Copy the data exactly; pictures stay out of the copy.

=== SUPPLIED MATERIAL ===

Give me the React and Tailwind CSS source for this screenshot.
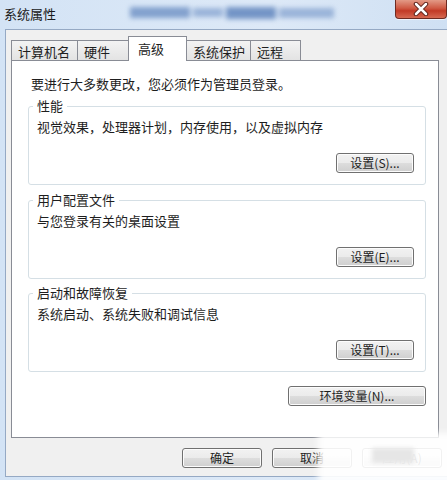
import React from "react";

const btn =
  "h-[20px] rounded-[3px] border border-[#707070] bg-[linear-gradient(#f2f2f2_0%,#ebebeb_50%,#dddddd_51%,#cfcfcf_100%)] shadow-[inset_0_0_0_1px_#fcfcfc] text-[12px] leading-[18px] text-[#1e1e1e] flex items-center justify-center";

function Group({ title, desc, button }) {
  return (
    <fieldset className="mx-[12px] ml-[16px] border border-[#d5dfe5] rounded-[3px] pl-[8px] pr-[11px] pb-[11px]">
      <legend className="px-[4px] -ml-[4px] leading-[16px]">{title}</legend>
      <div className="mt-[5px] leading-[16px]">{desc}</div>
      <div className="mt-[18px] flex justify-end">
        <div className={btn + " w-[78px]"}>{button}</div>
      </div>
    </fieldset>
  );
}

export default function App() {
  const tabs = [
    { label: "计算机名", w: "w-[67px]" },
    { label: "硬件", w: "w-[52px] -ml-px" },
    { label: "高级", w: "w-[59px] -ml-px", active: true },
    { label: "系统保护", w: "w-[65px] -ml-px" },
    { label: "远程", w: "w-[51px] -ml-px" },
  ];

  return (
    <div className="w-[447px] h-[480px] relative overflow-hidden bg-[linear-gradient(90deg,#d3e3f5,#dde9f7_60%,#cfe0f3)] text-[13px] text-[#1e1e1e] font-['Noto_Sans_CJK_SC',sans-serif]">
      {/* Title bar */}
      <div className="h-[29px] flex items-start">
        <span className="ml-[4px] mt-[5px] leading-[18px] text-[13px] text-[#1a1a1a]">系统属性</span>
        {/* blurred caption */}
        <div className="ml-[74px] mt-[5px] w-[208px] h-[15px] flex items-center gap-[3px] blur-[2.5px] opacity-80">
          <div className="w-[60px] h-[11px] bg-[#6d90c4]" />
          <div className="w-[30px] h-[9px] bg-[#8aa7d2]" />
          <div className="w-[50px] h-[12px] bg-[#5a80ba]" />
          <div className="w-[55px] h-[10px] bg-[#8aa7d2]" />
        </div>
        <div className="ml-auto w-[52px] h-[19px] rounded-b-[4px] border border-t-0 border-[#6e2b22] bg-[linear-gradient(#e39a86,#cf5a44_45%,#c23a26_60%,#d66a52)] flex items-center justify-center shadow-[0_1px_0_#ffffff99]">
          <svg width="16" height="14" viewBox="0 0 16 14">
            <path d="M3 2 L13 12 M13 2 L3 12" stroke="#5a2018" strokeWidth="4.5" strokeLinecap="round" />
            <path d="M3 2 L13 12 M13 2 L3 12" stroke="#ffffff" strokeWidth="2.5" strokeLinecap="round" />
          </svg>
        </div>
      </div>

      {/* Client area */}
      <div className="ml-[5px] h-[448px] bg-[#f0f0f0] border-l border-t border-b border-[#95a9c4] flex flex-col">
        {/* Tabs */}
        <div className="mt-[6px] pl-[5px] flex items-end relative z-10 -mb-px">
          {tabs.map((t) =>
            t.active ? (
              <div
                key={t.label}
                className={t.w + " h-[25px] bg-white border border-b-0 border-[#898c95] pl-[9px] flex items-center leading-[16px]"}
              >
                {t.label}
              </div>
            ) : (
              <div
                key={t.label}
                className={t.w + " h-[21px] bg-[linear-gradient(#f3f3f3,#e3e3e3)] border border-[#898c95] pl-[6px] pt-[2px] flex items-center leading-[16px]"}
              >
                {t.label}
              </div>
            )
          )}
        </div>

        {/* Panel */}
        <div className="ml-[5px] w-[428px] h-[378px] bg-white border border-[#898c95] flex flex-col">
          <div className="pt-[15px] pl-[19px] leading-[16px]">要进行大多数更改，您必须作为管理员登录。</div>
          <div className="mt-[6px]">
            <Group title="性能" desc="视觉效果，处理器计划，内存使用，以及虚拟内存" button="设置(S)..." />
          </div>
          <div className="mt-[7px]">
            <Group title="用户配置文件" desc="与您登录有关的桌面设置" button="设置(E)..." />
          </div>
          <div className="mt-[6px]">
            <Group title="启动和故障恢复" desc="系统启动、系统失败和调试信息" button="设置(T)..." />
          </div>
          <div className="mt-[14px] mr-[12px] flex justify-end">
            <div className={btn + " w-[138px]"}>环境变量(N)...</div>
          </div>
        </div>

        {/* Bottom buttons */}
        <div className="mt-[10px] pr-[5px] flex justify-end gap-[10px]">
          <div className={btn + " w-[80px]"}>确定</div>
          <div className={btn + " w-[80px]"}>取消</div>
          <div className={btn + " w-[80px]"}>应用(A)</div>
        </div>
      </div>

      {/* Watermark overlay */}
      <div className="absolute left-[318px] top-[433px] w-[140px] h-[52px] bg-white/90 blur-[3px]" />
      <div className="absolute left-[372px] top-[448px] w-[42px] h-[15px] bg-[#e6e6e6] blur-[2px]" />
    </div>
  );
}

===

_SOLUTION_.
Give me the React and Tailwind CSS source for this screenshot.
import React from "react";

const btn =
  "h-[20px] rounded-[3px] border border-[#707070] bg-[linear-gradient(#f2f2f2_0%,#ebebeb_50%,#dddddd_51%,#cfcfcf_100%)] shadow-[inset_0_0_0_1px_#fcfcfc] text-[12px] leading-[18px] text-[#1e1e1e] flex items-center justify-center";

function Group({ title, desc, button }) {
  return (
    <fieldset className="mx-[12px] ml-[16px] border border-[#d5dfe5] rounded-[3px] pl-[8px] pr-[11px] pb-[11px]">
      <legend className="px-[4px] -ml-[4px] leading-[16px]">{title}</legend>
      <div className="mt-[5px] leading-[16px]">{desc}</div>
      <div className="mt-[18px] flex justify-end">
        <div className={btn + " w-[78px]"}>{button}</div>
      </div>
    </fieldset>
  );
}

export default function App() {
  const tabs = [
    { label: "计算机名", w: "w-[67px]" },
    { label: "硬件", w: "w-[52px] -ml-px" },
    { label: "高级", w: "w-[59px] -ml-px", active: true },
    { label: "系统保护", w: "w-[65px] -ml-px" },
    { label: "远程", w: "w-[51px] -ml-px" },
  ];

  return (
    <div className="w-[447px] h-[480px] relative overflow-hidden bg-[linear-gradient(90deg,#d3e3f5,#dde9f7_60%,#cfe0f3)] text-[13px] text-[#1e1e1e] font-['Noto_Sans_CJK_SC',sans-serif]">
      {/* Title bar */}
      <div className="h-[29px] flex items-start">
        <span className="ml-[4px] mt-[5px] leading-[18px] text-[13px] text-[#1a1a1a]">系统属性</span>
        {/* blurred caption */}
        <div className="ml-[74px] mt-[5px] w-[208px] h-[15px] flex items-center gap-[3px] blur-[2.5px] opacity-80">
          <div className="w-[60px] h-[11px] bg-[#6d90c4]" />
          <div className="w-[30px] h-[9px] bg-[#8aa7d2]" />
          <div className="w-[50px] h-[12px] bg-[#5a80ba]" />
          <div className="w-[55px] h-[10px] bg-[#8aa7d2]" />
        </div>
        <div className="ml-auto w-[52px] h-[19px] rounded-b-[4px] border border-t-0 border-[#6e2b22] bg-[linear-gradient(#e39a86,#cf5a44_45%,#c23a26_60%,#d66a52)] flex items-center justify-center shadow-[0_1px_0_#ffffff99]">
          <svg width="16" height="14" viewBox="0 0 16 14">
            <path d="M3 2 L13 12 M13 2 L3 12" stroke="#5a2018" strokeWidth="4.5" strokeLinecap="round" />
            <path d="M3 2 L13 12 M13 2 L3 12" stroke="#ffffff" strokeWidth="2.5" strokeLinecap="round" />
          </svg>
        </div>
      </div>

      {/* Client area */}
      <div className="ml-[5px] h-[448px] bg-[#f0f0f0] border-l border-t border-b border-[#95a9c4] flex flex-col">
        {/* Tabs */}
        <div className="mt-[6px] pl-[5px] flex items-end relative z-10 -mb-px">
          {tabs.map((t) =>
            t.active ? (
              <div
                key={t.label}
                className={t.w + " h-[25px] bg-white border border-b-0 border-[#898c95] pl-[9px] flex items-center leading-[16px]"}
              >
                {t.label}
              </div>
            ) : (
              <div
                key={t.label}
                className={t.w + " h-[21px] bg-[linear-gradient(#f3f3f3,#e3e3e3)] border border-[#898c95] pl-[6px] pt-[2px] flex items-center leading-[16px]"}
              >
                {t.label}
              </div>
            )
          )}
        </div>

        {/* Panel */}
        <div className="ml-[5px] w-[428px] h-[378px] bg-white border border-[#898c95] flex flex-col">
          <div className="pt-[15px] pl-[19px] leading-[16px]">要进行大多数更改，您必须作为管理员登录。</div>
          <div className="mt-[6px]">
            <Group title="性能" desc="视觉效果，处理器计划，内存使用，以及虚拟内存" button="设置(S)..." />
          </div>
          <div className="mt-[7px]">
            <Group title="用户配置文件" desc="与您登录有关的桌面设置" button="设置(E)..." />
          </div>
          <div className="mt-[6px]">
            <Group title="启动和故障恢复" desc="系统启动、系统失败和调试信息" button="设置(T)..." />
          </div>
          <div className="mt-[14px] mr-[12px] flex justify-end">
            <div className={btn + " w-[138px]"}>环境变量(N)...</div>
          </div>
        </div>

        {/* Bottom buttons */}
        <div className="mt-[10px] pr-[5px] flex justify-end gap-[10px]">
          <div className={btn + " w-[80px]"}>确定</div>
          <div className={btn + " w-[80px]"}>取消</div>
          <div className={btn + " w-[80px]"}>应用(A)</div>
        </div>
      </div>

      {/* Watermark overlay */}
      <div className="absolute left-[318px] top-[433px] w-[140px] h-[52px] bg-white/90 blur-[3px]" />
      <div className="absolute left-[372px] top-[448px] w-[42px] h-[15px] bg-[#e6e6e6] blur-[2px]" />
    </div>
  );
}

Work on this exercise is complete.